Springsteen is no ordinary talent, and no ordinary person, even if he insists on dressing down and speaking dumb. The Democratic Party is no longer the party of the ordinary man and woman, either. In July 2016, the IPSOS ‘Affluent Barometer’ found that among those earning over $250,000 or more per annum—the top 5% of households—53% planned to vote for Hillary Clinton, and only 28% for Donald Trump. In the 2016 elections, Hillary Clinton won in only 489 of the America’s 3,141 counties. The Brookings Institute calculates that these counties, less than a sixth of the total, produce 64% of America’s GDP. The Boss is the in-house entertainer of the boss class.
‘There’s nothing Trump-centric about what I’m doing,’ Springsteen insists. This is all too true. For Bruce’s people, the old white Democratic base, are now Donald’s people, just as they became Ronald’s people in the Eighties. When Trump promised to take care of his own, he won the Rust Belt states. But his margins were tiny, no bigger than Little Steven: Wisconsin by 22,000, Michigan by 11,000.
Despite his hair implants and horse farm, Springsteen retains a moral authority that the pro-Democrat chorus in Hollywood lacks. If Bruce had twanged his acoustic when Trump was in the Rust Belt, he might have swung the election for Hillary Clinton. Instead, Springsteen, like Clinton, stayed away.

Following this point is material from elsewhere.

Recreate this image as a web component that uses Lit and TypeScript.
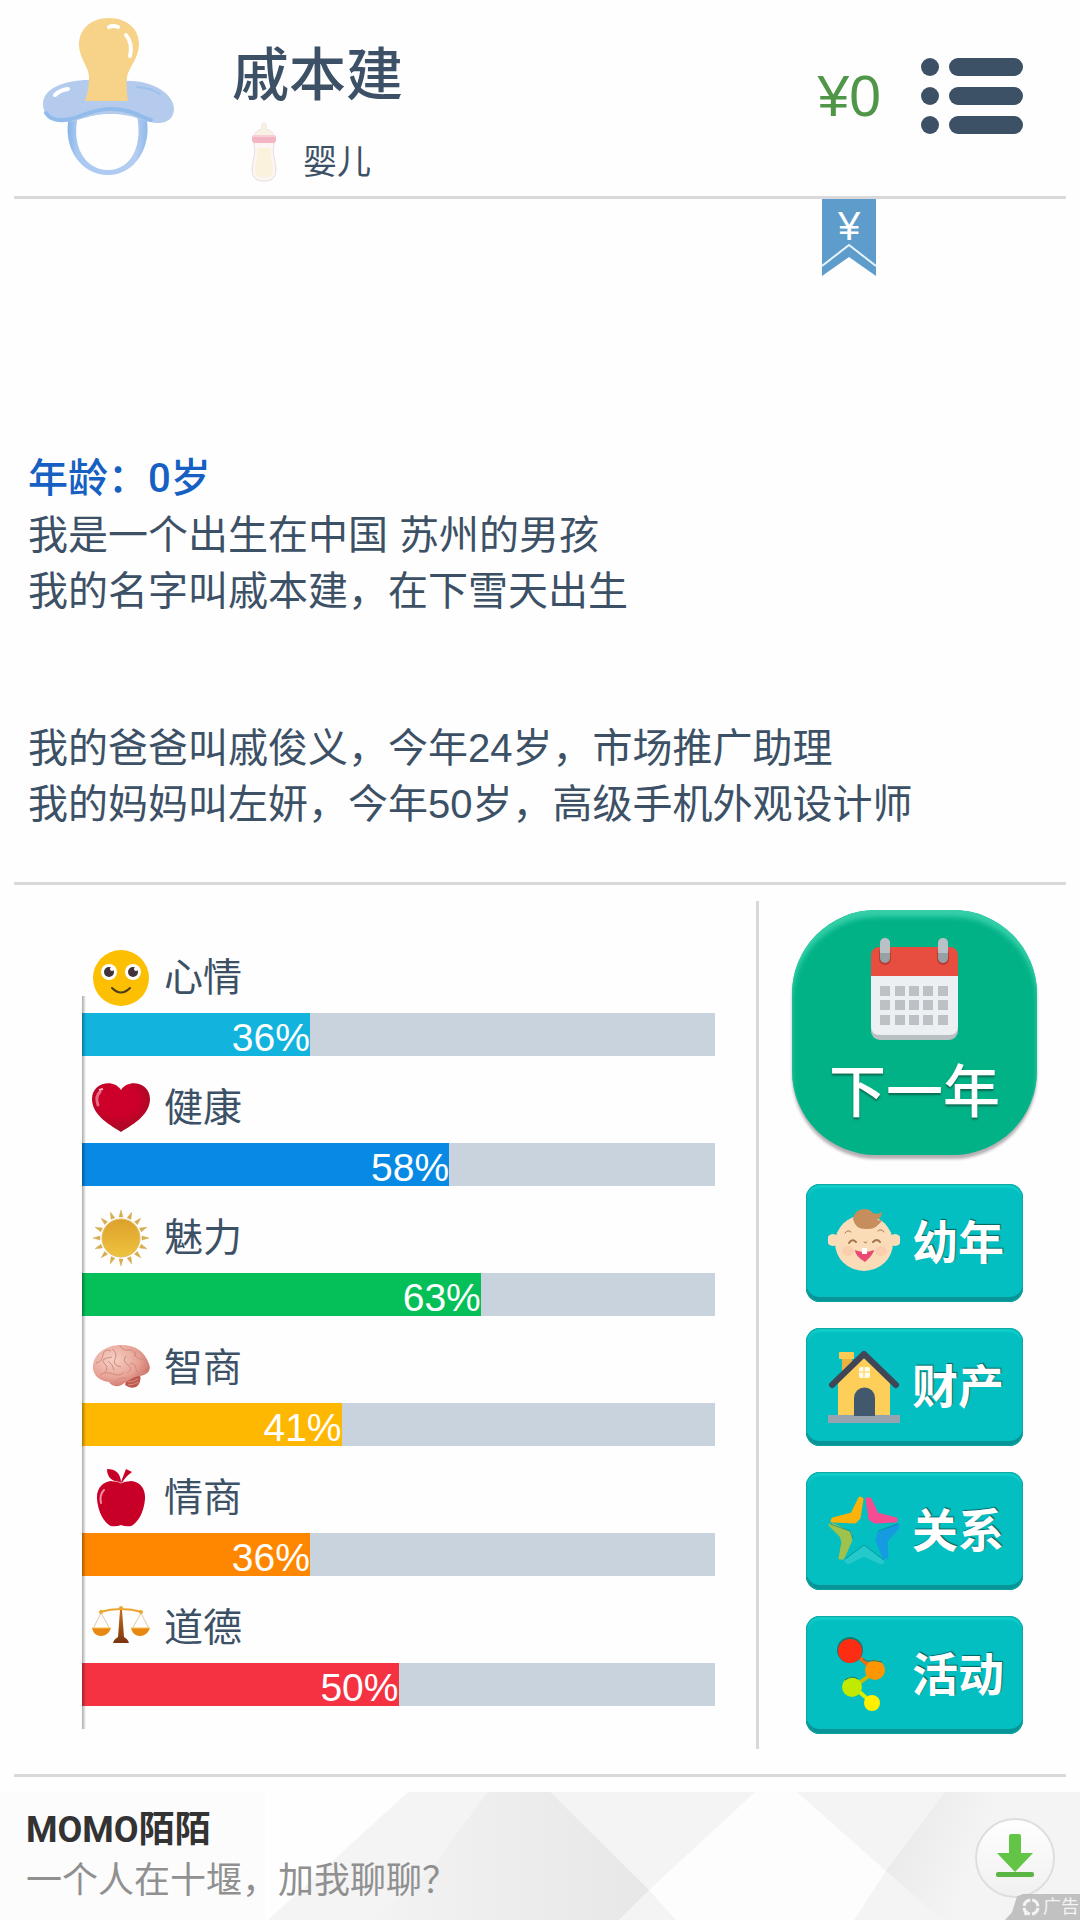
import { LitElement, html, css, svg, nothing } from "lit";
import { customElement, property } from "lit/decorators.js";

const pacifier = html`<svg class="pacifier" viewBox="0 0 131 157" aria-hidden="true">
  <defs>
    <linearGradient id="ring" x1="0" x2="1"><stop offset="0" stop-color="#86b4e8" /><stop offset=".12" stop-color="#a9c9f1" /><stop offset=".85" stop-color="#b4cdf1" /><stop offset="1" stop-color="#8fbae9" /></linearGradient>
  </defs>
  <path fill="url(#ring)" fill-rule="evenodd" d="M26 98C19 130 38 157 65 157C93 157 110 127 103 98ZM35 98C28 128 42 152 65 152C88 152 100 128 94 98Z" />
  <path fill="#b4cbee" d="M46 62C20 62 0 71 0 86C0 98 10 105 22 104C39 103 45 96 68 96C91 96 97 103 113 105C124 106 131 100 131 91C131 75 108 63 88 63Z" />
  <path fill="none" stroke="#91bbea" stroke-width="4" stroke-linecap="round" d="M3 95C8 103 18 103 27 101C42 98 48 91 68 91C88 91 97 99 108 102" />
  <path fill="none" stroke="#9dc0ec" stroke-width="2" stroke-linecap="round" d="M94 69Q108 70 117 76" />
  <path fill="#f6d389" d="M66 0C48 0 36 11 36 27C36 40 46 49 46 59C46 68 45 74 42 83H85C84 75 83 68 84 59C86 49 96 40 96 26C96 11 84 0 66 0Z" />
  <path fill="none" stroke="#fff" stroke-width="4" stroke-linecap="round" d="M66 9Q70 7 75 9M83 17Q90 25 87 38M12 77Q17 72 25 71" />
</svg>`;

const bottle = html`<svg class="bottle" viewBox="0 0 26 60" aria-hidden="true">
  <path fill="#f7f1e6" stroke="#ece5de" d="M13 1Q16 1 15 7Q22 9 23 14H3Q4 9 11 7Q10 1 13 1Z" />
  <path fill="#fbf6f4" stroke="#e9dedc" d="M3 20H23Q21 31 24 40Q28 58 16 59H10Q-2 58 2 40Q5 31 3 20Z" />
  <path fill="#fbf2db" d="M6 26H20Q19 33 21 41Q24 55 15 55H11Q2 55 5 41Q7 33 6 26Z" />
  <rect x="1" y="13" width="24" height="8" rx="3" fill="#f2b6c2" />
  <path stroke="#f8d0d7" stroke-width="2" d="M2 14H24" />
</svg>`;

const menuIcon = html`<svg class="menu-icon" viewBox="0 0 102 76" fill="#3d5166" aria-hidden="true">
  ${[0, 29, 58].map((y) => svg`<circle cx="9" cy=${y + 9} r="9" /><rect x="28" y=${y} width="74" height="18" rx="9" />`)}
</svg>`;

const rays = Array.from({ length: 16 }, (_, i) => i * 22.5);

const icons: Record<string, unknown> = {
  mood: svg`<circle cx="29" cy="29" r="28" fill="#fdbf02" />
    <circle cx="17" cy="23" r="8" fill="#fff" /><circle cx="41" cy="23" r="8" fill="#fff" />
    <circle cx="17" cy="23" r="5" fill="#42323a" /><circle cx="41" cy="23" r="5" fill="#42323a" />
    <circle cx="20" cy="20" r="2" fill="#fff" /><circle cx="44" cy="20" r="2" fill="#fff" />
    <path fill="none" stroke="#4b3a1d" stroke-width="2" stroke-linecap="round" d="M20 39Q29 48 38 39" />`,
  health: svg`<defs><radialGradient id="heart" cx=".45" cy=".35" r=".65"><stop offset=".5" stop-color="#cc0029" /><stop offset="1" stop-color="#a30b22" /></radialGradient></defs>
    <path fill="url(#heart)" d="M29 53C20 47 0 37 0 20C0 4 21 -1 29 11C37 -1 58 4 58 20C58 37 38 47 29 53Z" />
    <path fill="none" stroke="#f0869a" stroke-width="3" stroke-linecap="round" d="M6 26Q3 17 8 13" opacity=".8" />
    <path stroke="#f7b6c1" stroke-width="2" d="M7 11L11 10" />`,
  charm: svg`<defs><linearGradient id="sun" x2="0" y2="1"><stop offset="0" stop-color="#dda02b" /><stop offset="1" stop-color="#eec33f" /></linearGradient></defs>
    ${rays.map((r) => svg`<path d="M27 8L29 1L31 8Z" fill="#d5ac50" stroke="#d5ac50" stroke-width=".5" transform="rotate(${r} 29 29)" />`)}
    <circle cx="29" cy="29" r="19" fill="url(#sun)" stroke="#e2bb5d" stroke-width="1" />`,
  wit: svg`<defs><radialGradient id="brain" cx=".35" cy=".35" r=".75"><stop offset="0" stop-color="#f6d0c6" /><stop offset=".6" stop-color="#e8a497" /><stop offset="1" stop-color="#c8695e" /></radialGradient></defs>
    <path fill="#bd5a50" d="M35 38Q42 36 48 35Q50 44 44 48Q38 50 33 46Z" />
    <g transform="translate(0 -2)">
      <path fill="url(#brain)" d="M1 32C0 17 14 8 29 8C44 8 53 15 57 27C60 34 54 39 47 39C41 40 38 43 34 45C27 51 20 50 17 45C8 44 2 39 1 32Z" />
      <path fill="none" stroke="#cf8c81" stroke-width="1" d="M4 26Q10 25 11 18T19 14M13 36Q17 30 12 26T20 20M20 12Q26 16 23 22T29 30M28 9Q31 14 37 13T43 20M34 19Q30 24 36 28T35 36M44 14Q42 22 49 22T54 31M8 38Q14 34 21 37T32 35M24 46Q25 40 34 41M38 27Q43 25 44 32T53 36M16 24Q21 27 22 33" />
      <path fill="none" stroke="#d98f83" stroke-width="1" d="M36 45Q41 45 46 42M36 48Q41 48 47 45" />
    </g>`,
  empathy: svg`<path fill="#c80027" d="M29 14C43 8 54 16 53 30C52 43 46 54 39 57Q34 58 29 56Q24 58 19 57C12 54 6 43 5 30C4 16 16 8 29 14Z" />
    <path fill="#c80027" d="M29 14Q15 12 15 0Q28 0 29 13L34 0L40 3Q33 8 30 14Z" />
    <path fill="none" stroke="#fff" d="M20 12Q26 12 29 14Q32 12 38 12" opacity=".6" />
    <path fill="none" stroke="#f08fa0" stroke-width="2" stroke-linecap="round" d="M9 34Q7 26 12 21" />`,
  moral: svg`<defs><linearGradient id="post" x2="0" y2="1"><stop offset="0" stop-color="#c6701c" /><stop offset="1" stop-color="#7a3510" /></linearGradient></defs>
    <g transform="translate(0 -3)">
      <path fill="none" stroke="#dfc8a3" stroke-width="1" d="M9 17L1 33M9 17L18 33M49 17L40 33M49 17L57 33" />
      <path fill="none" stroke="#eca630" stroke-width="2" d="M8 16Q18 13 29 13T50 16" />
      <circle cx="9" cy="16" r="2" fill="#eca630" /><circle cx="49" cy="16" r="2" fill="#eca630" /><circle cx="29" cy="12" r="2" fill="#eca630" />
      <path fill="#e78812" d="M0 32H19Q16 40 9 40T0 32ZM39 32H58Q55 40 48 40T39 32Z" />
      <path stroke="#f8c04c" stroke-width="1" d="M0 32H19M39 32H58" />
      <path fill="url(#post)" d="M28 14H30L32 41Q36 43 37 47H21Q22 43 26 41Z" />
    </g>`,
  childhood: svg`<circle cx="5" cy="35" r="6" fill="#fbdcb8" /><circle cx="67" cy="35" r="6" fill="#fbdcb8" />
    <ellipse cx="36" cy="38" rx="29" ry="28" fill="#fbdcb8" />
    <ellipse cx="20" cy="46" rx="6" ry="5" fill="#fbcfae" /><ellipse cx="53" cy="46" rx="6" ry="5" fill="#fbcfae" />
    <path fill="#c58e5c" d="M25 14Q27 4 36 4Q42 4 45 8Q50 10 54 7Q54 12 49 15Q54 16 55 14Q49 24 40 24Q27 25 25 14Z" />
    <path fill="none" stroke="#a4754a" stroke-width="1" stroke-linecap="round" d="M17 28Q20 24 23 27M50 26Q53 23 56 27M36 37Q38 39 39 37" />
    <path fill="none" stroke="#a4754a" stroke-width="2" stroke-linecap="round" d="M21 38Q24 33 28 37M45 37Q49 33 52 37" />
    <path fill="#ea4a72" d="M27 45Q36 49 46 45Q46 49 37 57Q27 51 27 45Z" />
    <path fill="#fff" d="M34 43H39V49H34Z" />`,
  assets: svg`<path fill="#e9b23f" d="M14 8H24V26L14 34Z" /><rect x="11" y="3" width="15" height="7" rx="1" fill="#fdcb53" />
    <path fill="#fdcf58" d="M10 34L36 7L62 34V67H10Z" />
    <rect x="0" y="66" width="72" height="8" fill="#97a4b0" />
    <path fill="#41586d" d="M26 67V49A10 10 0 0 1 47 49V67Z" />
    <rect x="31" y="18" width="11" height="11" rx="2" fill="#fffbe5" /><path stroke="#fdcf58" d="M36 18V29M31 23H42" />
    <path fill="none" stroke="#3f4757" stroke-width="6" stroke-linecap="round" stroke-linejoin="round" d="M4 36L36 5L68 36" />`,
  relations: svg`<g stroke-width="3" stroke-linejoin="round" transform="translate(0 2)">
      <path fill="#fdb20a" stroke="#fdb20a" d="M32 3L24 19L5 24L4 26L27 27L31 23L34 4Z" />
      <path fill="#f54c92" stroke="#f54c92" d="M39 4L42 4L49 19L68 24L68 26L47 27L42 24Z" />
      <path fill="#9fc24d" stroke="#9fc24d" d="M2 30L6 30L22 38L23 45L15 63L12 63L15 47L13 41Z" />
      <path fill="#169be0" stroke="#169be0" d="M70 30L66 31L51 38L49 45L56 63L59 62L58 46L69 34Z" />
      <path fill="#25c9cb" stroke="#25c9cb" d="M36 52L55 67L53 68L36 60L20 68L18 66Z" />
    </g>
    <path fill="none" stroke="#07888b" opacity=".7" d="M2 31L22 38L25 46M50 38L70 31M17 66L36 52L56 67" />`,
  activity: svg`<path fill="none" stroke="#f06a10" stroke-width="4" d="M31 20L46 33" /><path fill="none" stroke="#cdb800" stroke-width="4" d="M42 38L26 50" /><path fill="none" stroke="#d8f000" stroke-width="4" d="M28 52L42 64" />
    <circle cx="22" cy="13" r="13" fill="#17796f" /><circle cx="22" cy="14" r="12" fill="#fc2d13" />
    <circle cx="47" cy="33" r="10" fill="#fe9601" /><circle cx="24" cy="50" r="10" fill="#c0eb00" /><circle cx="44" cy="66" r="8" fill="#fff000" />
    <path fill="none" stroke="#17796f" d="M35 22Q39 25 42 24T54 25M17 43Q24 38 30 42" />`,
};

const calendar = html`<svg class="calendar" viewBox="0 0 87 102" aria-hidden="true">
  <rect x="0" y="24" width="87" height="78" rx="9" fill="#b9c0c4" />
  <path fill="#ecf0f3" d="M0 36H87V88Q87 97 78 97H9Q0 97 0 88Z" />
  <path fill="#e84e40" d="M0 38V18Q0 9 9 9H78Q87 9 87 18V38Z" />
  ${[9, 67].map((x) => svg`<rect x=${x - 1} y="9" width="12" height="18" rx="6" fill="#b63c34" /><rect x=${x} y="0" width="10" height="25" rx="5" fill="#95a1a3" /><path fill="#b7c1c6" d="M${x} 15V5a5 5 0 0 1 10 0V15Z" />`)}
  ${[48, 62, 77].map((y) => [9, 24, 38, 52, 67].map((x) => svg`<rect x=${x} y=${y} width="10" height="10" fill="#bcc1c5" />`))}
</svg>`;

interface Stat { key: string; label: string; value: number; color: string }

@customElement("stat-row")
export class StatRow extends LitElement {
  @property({ attribute: false }) stat!: Stat;

  static styles = css`
    :host { display: block; }
    .label { display: flex; align-items: center; gap: 14px; height: 70px; padding-left: 10px; font-size: 39px; line-height: 56px; }
    .icon { width: 58px; height: 58px; flex: none; }
    .track { height: 43px; background: #c9d3de; }
    .fill { box-sizing: border-box; height: 100%; padding-top: 3px; color: #fff; font-size: 39px; line-height: 43px; text-align: right; }
  `;

  render() {
    const { key, label, value, color } = this.stat;
    return html`
      <div class="label"><svg class="icon" viewBox="0 0 58 58" aria-hidden="true">${icons[key] ?? nothing}</svg><span id="name">${label}</span></div>
      <div class="track" role="progressbar" aria-labelledby="name" aria-valuenow=${value}>
        <div class="fill" style="width:${value}%;background:${color}">${value}%</div>
      </div>`;
  }
}

@customElement("app-root")
export class AppRoot extends LitElement {
  stats: Stat[] = [
    { key: "mood", label: "心情", value: 36, color: "#12b4de" },
    { key: "health", label: "健康", value: 58, color: "#088ae4" },
    { key: "charm", label: "魅力", value: 63, color: "#05bf59" },
    { key: "wit", label: "智商", value: 41, color: "#ffb802" },
    { key: "empathy", label: "情商", value: 36, color: "#ff8700" },
    { key: "moral", label: "道德", value: 50, color: "#f43241" },
  ];

  actions = [
    ["childhood", "幼年"],
    ["assets", "财产"],
    ["relations", "关系"],
    ["activity", "活动"],
  ];

  static styles = css`
    :host { display: block; }
    .page { display: flex; flex-direction: column; min-height: 100vh; background: #fefefe; color: #3d5166; font-family: "Liberation Sans", "Noto Sans CJK SC", sans-serif; }
    button { border: 0; padding: 0; background: none; color: inherit; font: inherit; cursor: pointer; }
    h1, h2, p { margin: 0; font-weight: 400; }
    .rule { flex: none; height: 3px; margin: 0 14px; border: 0; background: #d9d9db; }

    header { display: flex; align-items: center; padding: 0 57px 4px 43px; height: 196px; box-sizing: border-box; }
    .pacifier { width: 131px; height: 157px; flex: none; }
    .who { flex: 1; padding: 28px 0 0 58px; }
    .who h1 { font-size: 57px; line-height: 64px; font-weight: 500; font-family: "Noto Sans CJK SC", sans-serif; }
    .stage { display: flex; align-items: flex-end; gap: 26px; padding: 20px 0 0 19px; font-size: 34px; line-height: 40px; }
    .bottle { width: 26px; height: 60px; }
    .money { font-size: 57px; line-height: 64px; color: #509648; padding-right: 40px; }
    .menu { display: flex; }
    .menu-icon { width: 102px; height: 76px; }

    .story { flex: 1; display: flex; flex-direction: column; font-size: 40px; line-height: 56px; padding: 0 28px 50px; }
    .ribbon { align-self: flex-end; margin-right: 176px; width: 54px; height: 77px; }
    .ribbon text { font-family: "Liberation Sans", sans-serif; font-size: 40px; }
    .year { margin-top: auto; padding-top: 40px; }
    .year h2 { font-size: 40px; line-height: 56px; font-weight: 500; font-family: Roboto, "Noto Sans CJK SC", sans-serif; color: #1560c2; }
    .family { margin-top: 101px; }

    .board { display: flex; }
    .stats { position: relative; flex: 1; padding: 58px 41px 0 82px; }
    .stats::after { content: ""; position: absolute; left: 82px; top: 111px; bottom: 45px; width: 4px; background: linear-gradient(90deg, #0005, #0000); }
    .rows { display: flex; flex-direction: column; gap: 17px; }
    .side { display: flex; flex-direction: column; align-items: center; gap: 29px; box-sizing: border-box; width: 324px; margin: 16px 0 25px; padding: 9px 10px 15px 0; border-left: 3px solid #d8d8da; }
    .next { display: flex; flex-direction: column; align-items: center; gap: 16px; width: 245px; height: 245px; padding-top: 28px; box-sizing: border-box; border-radius: 84px; background: #02b287; color: #fff; font-size: 57px; line-height: 72px; font-weight: 500; text-shadow: 0 2px 2px #0a6a50; box-shadow: inset 0 7px 5px #35cfa8, 0 4px 3px #b5afb3; }
    .calendar { width: 87px; height: 102px; flex: none; }
    .actions { display: flex; flex-direction: column; gap: 26px; }
    .action { display: flex; align-items: center; gap: 12px; width: 217px; height: 118px; padding: 0 17px 0 22px; border-radius: 14px; background: #04bfc1; color: #fff; font-size: 46px; line-height: 64px; font-weight: 700; text-shadow: 1px -1px 1px #06605f; box-shadow: inset 0 0 1px 1px #12a4a4, inset 0 -5px 0 #079496, inset 0 4px 2px #0fcfca; box-sizing: border-box; }
    .action svg { width: 72px; height: 76px; flex: none; }

    .ad { display: grid; margin-top: 15px; min-height: 128px; overflow: hidden; }
    .ad > * { grid-area: 1 / 1; }
    .facets { width: 100%; height: 128px; }
    .ad-body { display: flex; align-items: center; justify-content: space-between; padding: 0 25px 0 26px; font-family: Roboto, "Noto Sans CJK SC", sans-serif; font-size: 36px; line-height: 51px; z-index: 1; }
    .ad-body strong { display: block; color: #333; font-weight: 700; }
    .ad-body p { color: #909090; }
    .download { display: block; width: 80px; height: 80px; margin-top: 4px; }
    .tag { align-self: end; justify-self: end; display: flex; align-items: center; gap: 3px; z-index: 2; height: 26px; padding: 0 1px 0 17px; box-sizing: border-box; background: #bdbdbdee; color: #f4f4f4; font-size: 18px; line-height: 26px; clip-path: polygon(0 100%, 7px 70%, 12px 10%, 18px 0, 100% 0, 100% 100%); }
    .tag svg { width: 18px; height: 18px; }
  `;

  render() {
    return html`<div class="page" lang="zh-CN">
      <header>
        ${pacifier}
        <div class="who"><h1>戚本建</h1><div class="stage">${bottle}<span>婴儿</span></div></div>
        <span class="money">¥0</span>
        <button class="menu" aria-label="菜单">${menuIcon}</button>
      </header>
      <hr class="rule" />
      <main class="story">
        <svg class="ribbon" viewBox="0 0 54 77" aria-hidden="true">
          <path fill="#5e9ccb" d="M0 0H54V77L27 58L0 77Z" />
          <path fill="none" stroke="#e6f5fd" stroke-width="2" d="M0 67L27 46L54 67" />
          <text x="27" y="41" text-anchor="middle" fill="#fff">¥</text>
        </svg>
        <div class="year"><h2>年龄：0岁</h2><p>我是一个出生在中国 苏州的男孩</p><p>我的名字叫戚本建，在下雪天出生</p></div>
        <div class="family"><p>我的爸爸叫戚俊义，今年24岁，市场推广助理</p><p>我的妈妈叫左妍，今年50岁，高级手机外观设计师</p></div>
      </main>
      <hr class="rule" />
      <section class="board">
        <div class="stats"><div class="rows">${this.stats.map((s) => html`<stat-row .stat=${s}></stat-row>`)}</div></div>
        <div class="side">
          <button class="next">${calendar}<span>下一年</span></button>
          <div class="actions">
            ${this.actions.map(([key, label]) => html`<button class="action"><svg viewBox="0 0 72 76" aria-hidden="true">${icons[key]}</svg><span>${label}</span></button>`)}
          </div>
        </div>
      </section>
      <hr class="rule" />
      <footer class="ad">
        <svg class="facets" viewBox="0 0 1080 128" preserveAspectRatio="none" aria-hidden="true">
          <defs>
            <linearGradient id="g1"><stop offset="0" stop-color="#f4f4f4" /><stop offset=".5" stop-color="#ededed" /><stop offset="1" stop-color="#e7e7e7" /></linearGradient>
            <linearGradient id="g2" x2="1" y2=".4"><stop offset=".1" stop-color="#e9e9e9" /><stop offset=".8" stop-color="#f4f4f4" /></linearGradient>
          </defs>
          <path fill="#f4f4f4" d="M0 0H1080V128H0Z" />
          <path fill="#fefefe" d="M0 0H408L268 128H0Z" /><path fill="#fcfcfc" d="M0 0H265V128H0Z" />
          <path fill="url(#g1)" d="M488 0H550L649 98L619 128H360Q430 90 450 50Z" />
          <path fill="#fdfdfd" d="M755 0H797L886 79L854 128H676L649 98Z" />
          <path fill="url(#g2)" d="M945 0H1010L1000 128H942L886 79Z" />
        </svg>
        <div class="ad-body">
          <div><strong>MOMO陌陌</strong><p>一个人在十堰，加我聊聊？</p></div>
          <button aria-label="下载"><svg class="download" viewBox="0 0 80 80" aria-hidden="true">
            <defs><linearGradient id="dl" x2="0" y2="1"><stop offset="0" stop-color="#fff" /><stop offset="1" stop-color="#f0f0f0" /></linearGradient></defs>
            <circle cx="40" cy="40" r="39" fill="url(#dl)" stroke="#dedede" stroke-width="2" />
            <path fill="#62c546" d="M36 16H44Q46 16 46 18V35H58L40 54L22 35H34V18Q34 16 36 16Z" /><rect x="21" y="54" width="38" height="5" rx="2" fill="#5bb544" />
          </svg></button>
        </div>
        <span class="tag"><svg viewBox="0 0 18 18" fill="none" stroke="#f4f4f4" stroke-width="3" aria-hidden="true"><circle cx="9" cy="9" r="7" stroke-dasharray="9 2" transform="rotate(8 9 9)" /><path d="M3 17L5 13" /></svg>广告</span>
      </footer>
    </div>`;
  }
}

In November 2016, plugging his autobiography in a Vanity Fair profile, Springsteen dodged the subject, saying that a ‘an artist has only so many ‘bullets’, credibility-wise, to shoot’, and that he was saving his ammunition for whenthings felt ‘very drastic’. By the time he endorsed Hillary Clinton on the night before the election, it was too late. Like the Democratic leadership and most of the media, Springsteen was out of touch with his base, the ordinary Americans. In this much, he’s still The Boss.